***** DATA EXCERPT *****

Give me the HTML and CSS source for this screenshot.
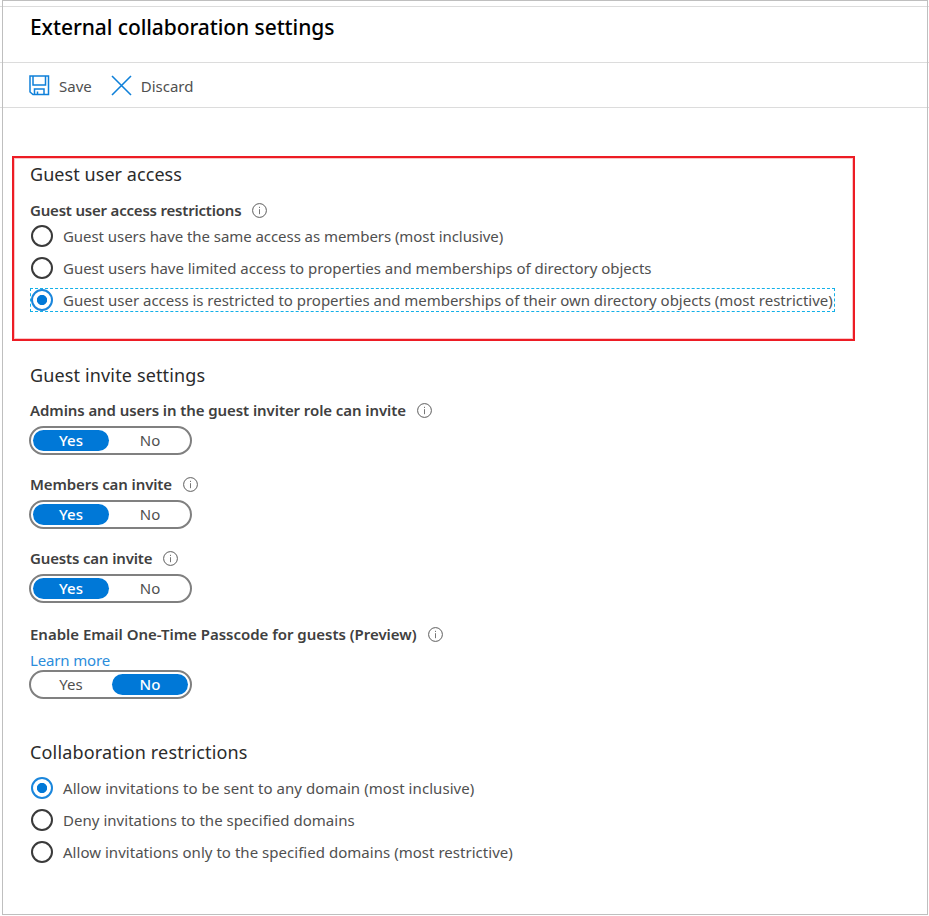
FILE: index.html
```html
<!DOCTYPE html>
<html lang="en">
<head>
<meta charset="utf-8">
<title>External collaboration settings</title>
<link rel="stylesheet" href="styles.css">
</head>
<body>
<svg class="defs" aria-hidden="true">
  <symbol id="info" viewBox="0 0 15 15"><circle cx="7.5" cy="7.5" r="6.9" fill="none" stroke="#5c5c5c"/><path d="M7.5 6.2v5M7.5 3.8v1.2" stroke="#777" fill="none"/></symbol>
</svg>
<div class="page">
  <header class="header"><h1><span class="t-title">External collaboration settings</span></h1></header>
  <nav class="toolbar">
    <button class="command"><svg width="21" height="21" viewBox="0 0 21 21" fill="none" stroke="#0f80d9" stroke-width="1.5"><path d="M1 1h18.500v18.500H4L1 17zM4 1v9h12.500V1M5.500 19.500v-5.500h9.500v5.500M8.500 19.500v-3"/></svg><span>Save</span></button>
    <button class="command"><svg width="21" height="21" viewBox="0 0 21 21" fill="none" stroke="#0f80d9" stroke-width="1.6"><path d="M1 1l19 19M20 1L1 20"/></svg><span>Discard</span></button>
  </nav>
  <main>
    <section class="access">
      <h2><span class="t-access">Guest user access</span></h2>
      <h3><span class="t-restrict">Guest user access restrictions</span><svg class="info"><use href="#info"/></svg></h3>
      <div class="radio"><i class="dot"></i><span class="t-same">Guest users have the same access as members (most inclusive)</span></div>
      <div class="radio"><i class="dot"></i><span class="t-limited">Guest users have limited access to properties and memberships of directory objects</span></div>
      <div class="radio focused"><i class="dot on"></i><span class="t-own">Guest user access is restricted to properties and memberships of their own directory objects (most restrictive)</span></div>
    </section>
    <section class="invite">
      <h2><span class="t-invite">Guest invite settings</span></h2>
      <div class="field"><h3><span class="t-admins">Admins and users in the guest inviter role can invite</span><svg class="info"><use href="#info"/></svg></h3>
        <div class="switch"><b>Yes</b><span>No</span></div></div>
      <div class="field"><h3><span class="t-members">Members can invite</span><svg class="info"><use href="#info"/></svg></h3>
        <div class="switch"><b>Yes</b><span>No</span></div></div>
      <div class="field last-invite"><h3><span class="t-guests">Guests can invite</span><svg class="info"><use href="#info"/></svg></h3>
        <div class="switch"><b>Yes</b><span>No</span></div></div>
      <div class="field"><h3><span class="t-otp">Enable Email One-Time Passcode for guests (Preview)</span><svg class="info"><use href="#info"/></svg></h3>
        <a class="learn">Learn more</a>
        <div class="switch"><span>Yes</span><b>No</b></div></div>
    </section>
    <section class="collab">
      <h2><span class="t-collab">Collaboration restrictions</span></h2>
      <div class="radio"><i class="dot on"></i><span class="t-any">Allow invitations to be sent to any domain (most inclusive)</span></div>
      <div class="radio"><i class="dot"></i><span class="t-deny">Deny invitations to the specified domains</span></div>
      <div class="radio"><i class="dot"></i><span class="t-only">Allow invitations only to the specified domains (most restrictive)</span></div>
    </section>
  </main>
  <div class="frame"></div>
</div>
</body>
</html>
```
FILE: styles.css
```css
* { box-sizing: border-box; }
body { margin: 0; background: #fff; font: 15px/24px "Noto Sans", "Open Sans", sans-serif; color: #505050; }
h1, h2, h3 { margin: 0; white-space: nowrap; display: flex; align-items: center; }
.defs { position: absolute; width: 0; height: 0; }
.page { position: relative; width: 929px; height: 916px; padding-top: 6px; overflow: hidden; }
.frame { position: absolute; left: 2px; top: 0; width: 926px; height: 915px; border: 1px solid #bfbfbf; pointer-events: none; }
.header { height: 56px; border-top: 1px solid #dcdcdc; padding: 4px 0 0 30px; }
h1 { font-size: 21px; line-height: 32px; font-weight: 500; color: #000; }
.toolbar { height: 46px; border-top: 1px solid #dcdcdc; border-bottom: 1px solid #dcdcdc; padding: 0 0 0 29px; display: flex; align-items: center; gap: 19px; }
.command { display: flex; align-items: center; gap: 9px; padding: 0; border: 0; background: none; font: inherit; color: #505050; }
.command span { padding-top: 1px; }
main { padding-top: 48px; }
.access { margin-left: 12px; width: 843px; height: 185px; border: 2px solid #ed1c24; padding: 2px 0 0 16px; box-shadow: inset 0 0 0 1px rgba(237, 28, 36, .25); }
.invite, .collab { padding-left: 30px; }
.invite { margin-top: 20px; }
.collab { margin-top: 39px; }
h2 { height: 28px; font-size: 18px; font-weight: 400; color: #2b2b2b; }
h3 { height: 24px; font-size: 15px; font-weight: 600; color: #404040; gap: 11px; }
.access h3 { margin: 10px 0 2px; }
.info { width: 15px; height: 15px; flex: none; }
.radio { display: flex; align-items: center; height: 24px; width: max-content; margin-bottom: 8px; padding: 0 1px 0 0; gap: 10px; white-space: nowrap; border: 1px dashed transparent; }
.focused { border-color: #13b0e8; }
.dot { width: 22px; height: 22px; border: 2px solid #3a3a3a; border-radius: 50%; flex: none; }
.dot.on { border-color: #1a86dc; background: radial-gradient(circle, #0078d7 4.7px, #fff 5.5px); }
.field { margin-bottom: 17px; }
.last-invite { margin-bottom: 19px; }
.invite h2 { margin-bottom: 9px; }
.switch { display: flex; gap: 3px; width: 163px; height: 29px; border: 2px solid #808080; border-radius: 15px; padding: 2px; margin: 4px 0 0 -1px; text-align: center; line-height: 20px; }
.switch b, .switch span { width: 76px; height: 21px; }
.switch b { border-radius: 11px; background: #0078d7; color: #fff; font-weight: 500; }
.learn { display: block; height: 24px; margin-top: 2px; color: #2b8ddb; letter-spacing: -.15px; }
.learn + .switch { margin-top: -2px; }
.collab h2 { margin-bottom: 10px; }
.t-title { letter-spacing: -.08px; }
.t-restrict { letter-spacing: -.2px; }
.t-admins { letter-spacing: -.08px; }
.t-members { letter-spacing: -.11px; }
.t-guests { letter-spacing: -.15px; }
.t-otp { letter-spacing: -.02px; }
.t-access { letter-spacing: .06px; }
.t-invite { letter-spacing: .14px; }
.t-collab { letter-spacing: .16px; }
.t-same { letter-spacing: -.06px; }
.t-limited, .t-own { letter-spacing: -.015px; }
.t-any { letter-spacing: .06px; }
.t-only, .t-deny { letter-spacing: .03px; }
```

*****

→ **PROBLEM DESCRIPTION**
Copy out all the data without changing anything, and drop the pictures.

→ **REPLY TO THE EXERCISE**
Give me the HTML and CSS source for this screenshot.
FILE: index.html
```html
<!DOCTYPE html>
<html lang="en">
<head>
<meta charset="utf-8">
<title>External collaboration settings</title>
<link rel="stylesheet" href="styles.css">
</head>
<body>
<svg class="defs" aria-hidden="true">
  <symbol id="info" viewBox="0 0 15 15"><circle cx="7.5" cy="7.5" r="6.9" fill="none" stroke="#5c5c5c"/><path d="M7.5 6.2v5M7.5 3.8v1.2" stroke="#777" fill="none"/></symbol>
</svg>
<div class="page">
  <header class="header"><h1><span class="t-title">External collaboration settings</span></h1></header>
  <nav class="toolbar">
    <button class="command"><svg width="21" height="21" viewBox="0 0 21 21" fill="none" stroke="#0f80d9" stroke-width="1.5"><path d="M1 1h18.500v18.500H4L1 17zM4 1v9h12.500V1M5.500 19.500v-5.500h9.500v5.500M8.500 19.500v-3"/></svg><span>Save</span></button>
    <button class="command"><svg width="21" height="21" viewBox="0 0 21 21" fill="none" stroke="#0f80d9" stroke-width="1.6"><path d="M1 1l19 19M20 1L1 20"/></svg><span>Discard</span></button>
  </nav>
  <main>
    <section class="access">
      <h2><span class="t-access">Guest user access</span></h2>
      <h3><span class="t-restrict">Guest user access restrictions</span><svg class="info"><use href="#info"/></svg></h3>
      <div class="radio"><i class="dot"></i><span class="t-same">Guest users have the same access as members (most inclusive)</span></div>
      <div class="radio"><i class="dot"></i><span class="t-limited">Guest users have limited access to properties and memberships of directory objects</span></div>
      <div class="radio focused"><i class="dot on"></i><span class="t-own">Guest user access is restricted to properties and memberships of their own directory objects (most restrictive)</span></div>
    </section>
    <section class="invite">
      <h2><span class="t-invite">Guest invite settings</span></h2>
      <div class="field"><h3><span class="t-admins">Admins and users in the guest inviter role can invite</span><svg class="info"><use href="#info"/></svg></h3>
        <div class="switch"><b>Yes</b><span>No</span></div></div>
      <div class="field"><h3><span class="t-members">Members can invite</span><svg class="info"><use href="#info"/></svg></h3>
        <div class="switch"><b>Yes</b><span>No</span></div></div>
      <div class="field last-invite"><h3><span class="t-guests">Guests can invite</span><svg class="info"><use href="#info"/></svg></h3>
        <div class="switch"><b>Yes</b><span>No</span></div></div>
      <div class="field"><h3><span class="t-otp">Enable Email One-Time Passcode for guests (Preview)</span><svg class="info"><use href="#info"/></svg></h3>
        <a class="learn">Learn more</a>
        <div class="switch"><span>Yes</span><b>No</b></div></div>
    </section>
    <section class="collab">
      <h2><span class="t-collab">Collaboration restrictions</span></h2>
      <div class="radio"><i class="dot on"></i><span class="t-any">Allow invitations to be sent to any domain (most inclusive)</span></div>
      <div class="radio"><i class="dot"></i><span class="t-deny">Deny invitations to the specified domains</span></div>
      <div class="radio"><i class="dot"></i><span class="t-only">Allow invitations only to the specified domains (most restrictive)</span></div>
    </section>
  </main>
  <div class="frame"></div>
</div>
</body>
</html>
```
FILE: styles.css
```css
* { box-sizing: border-box; }
body { margin: 0; background: #fff; font: 15px/24px "Noto Sans", "Open Sans", sans-serif; color: #505050; }
h1, h2, h3 { margin: 0; white-space: nowrap; display: flex; align-items: center; }
.defs { position: absolute; width: 0; height: 0; }
.page { position: relative; width: 929px; height: 916px; padding-top: 6px; overflow: hidden; }
.frame { position: absolute; left: 2px; top: 0; width: 926px; height: 915px; border: 1px solid #bfbfbf; pointer-events: none; }
.header { height: 56px; border-top: 1px solid #dcdcdc; padding: 4px 0 0 30px; }
h1 { font-size: 21px; line-height: 32px; font-weight: 500; color: #000; }
.toolbar { height: 46px; border-top: 1px solid #dcdcdc; border-bottom: 1px solid #dcdcdc; padding: 0 0 0 29px; display: flex; align-items: center; gap: 19px; }
.command { display: flex; align-items: center; gap: 9px; padding: 0; border: 0; background: none; font: inherit; color: #505050; }
.command span { padding-top: 1px; }
main { padding-top: 48px; }
.access { margin-left: 12px; width: 843px; height: 185px; border: 2px solid #ed1c24; padding: 2px 0 0 16px; box-shadow: inset 0 0 0 1px rgba(237, 28, 36, .25); }
.invite, .collab { padding-left: 30px; }
.invite { margin-top: 20px; }
.collab { margin-top: 39px; }
h2 { height: 28px; font-size: 18px; font-weight: 400; color: #2b2b2b; }
h3 { height: 24px; font-size: 15px; font-weight: 600; color: #404040; gap: 11px; }
.access h3 { margin: 10px 0 2px; }
.info { width: 15px; height: 15px; flex: none; }
.radio { display: flex; align-items: center; height: 24px; width: max-content; margin-bottom: 8px; padding: 0 1px 0 0; gap: 10px; white-space: nowrap; border: 1px dashed transparent; }
.focused { border-color: #13b0e8; }
.dot { width: 22px; height: 22px; border: 2px solid #3a3a3a; border-radius: 50%; flex: none; }
.dot.on { border-color: #1a86dc; background: radial-gradient(circle, #0078d7 4.7px, #fff 5.5px); }
.field { margin-bottom: 17px; }
.last-invite { margin-bottom: 19px; }
.invite h2 { margin-bottom: 9px; }
.switch { display: flex; gap: 3px; width: 163px; height: 29px; border: 2px solid #808080; border-radius: 15px; padding: 2px; margin: 4px 0 0 -1px; text-align: center; line-height: 20px; }
.switch b, .switch span { width: 76px; height: 21px; }
.switch b { border-radius: 11px; background: #0078d7; color: #fff; font-weight: 500; }
.learn { display: block; height: 24px; margin-top: 2px; color: #2b8ddb; letter-spacing: -.15px; }
.learn + .switch { margin-top: -2px; }
.collab h2 { margin-bottom: 10px; }
.t-title { letter-spacing: -.08px; }
.t-restrict { letter-spacing: -.2px; }
.t-admins { letter-spacing: -.08px; }
.t-members { letter-spacing: -.11px; }
.t-guests { letter-spacing: -.15px; }
.t-otp { letter-spacing: -.02px; }
.t-access { letter-spacing: .06px; }
.t-invite { letter-spacing: .14px; }
.t-collab { letter-spacing: .16px; }
.t-same { letter-spacing: -.06px; }
.t-limited, .t-own { letter-spacing: -.015px; }
.t-any { letter-spacing: .06px; }
.t-only, .t-deny { letter-spacing: .03px; }
```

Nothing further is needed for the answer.